Ebenso lässt sich dieses Prinzip auf das Erlernen von Angst anwenden. Menschen können lernen, dass eine bestimmte Situation oder ein bestimmter Gegenstand Gefahr bedeutet und reagieren mit Angst, bzw. meiden die Situation oder den Gegenstand. Reagiert der Mensch in angemessenem Maße mit Angst, d.h., ist eine ängstliche Reaktion berechtigt, so erweist sich die Tatsache, dass die menschliche Psyche bestimmte Situationen, Gegenstände oder Lebewesen als gefährlich abspeichert, als sinnvoll und nützlich. Dass Angst demnach lernbar ist, zeigt Watsons folgender Versuch mit einem kleinen Jungen und einer Ratte.

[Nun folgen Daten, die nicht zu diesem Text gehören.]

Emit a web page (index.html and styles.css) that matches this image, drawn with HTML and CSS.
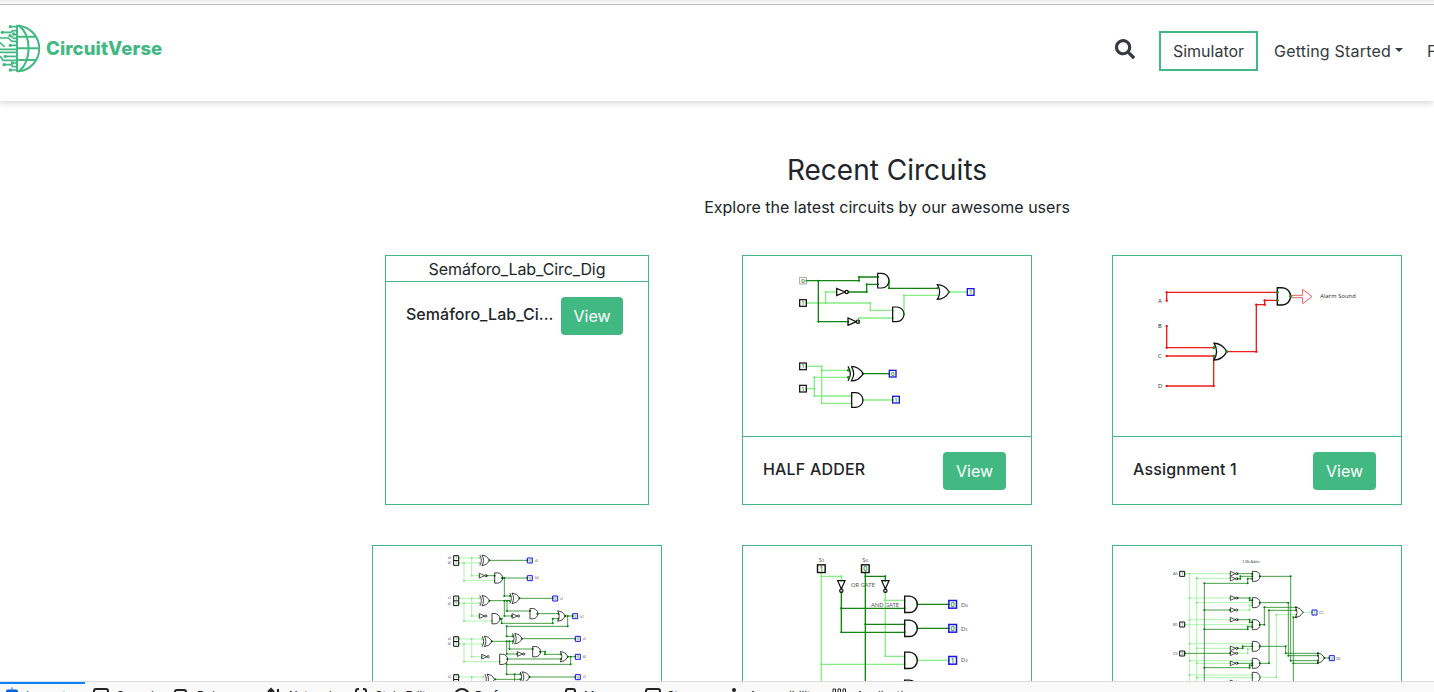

Er führte den Jungen in einen Versuchsraum, indem sich bereits eine Ratte befand. Zunächst reagierte er furchtlos und neugierig auf das Tier. Daraufhin ließ man bei den folgenden Versuchsdurchgängen einen unangenehm lauten Ton hinter dem Jungen ertönen, woraufhin dieser erschrak. Je öfter Watson dieses Prozedere wiederholte, desto mehr Furcht entwickelte der Junge vor der Ratte. Ursprünglich hatte der laute Ton diese Reaktion bei ihm ausgelöst. Da er jedoch dieses Geräusch automatisch mit der in den Raum gelassenen Ratte in Verbindung brachte, führte letztendlich gegen Ende des Versuchs das alleinige Auftreten des Tieres bei ihm zu einer Angstreaktion.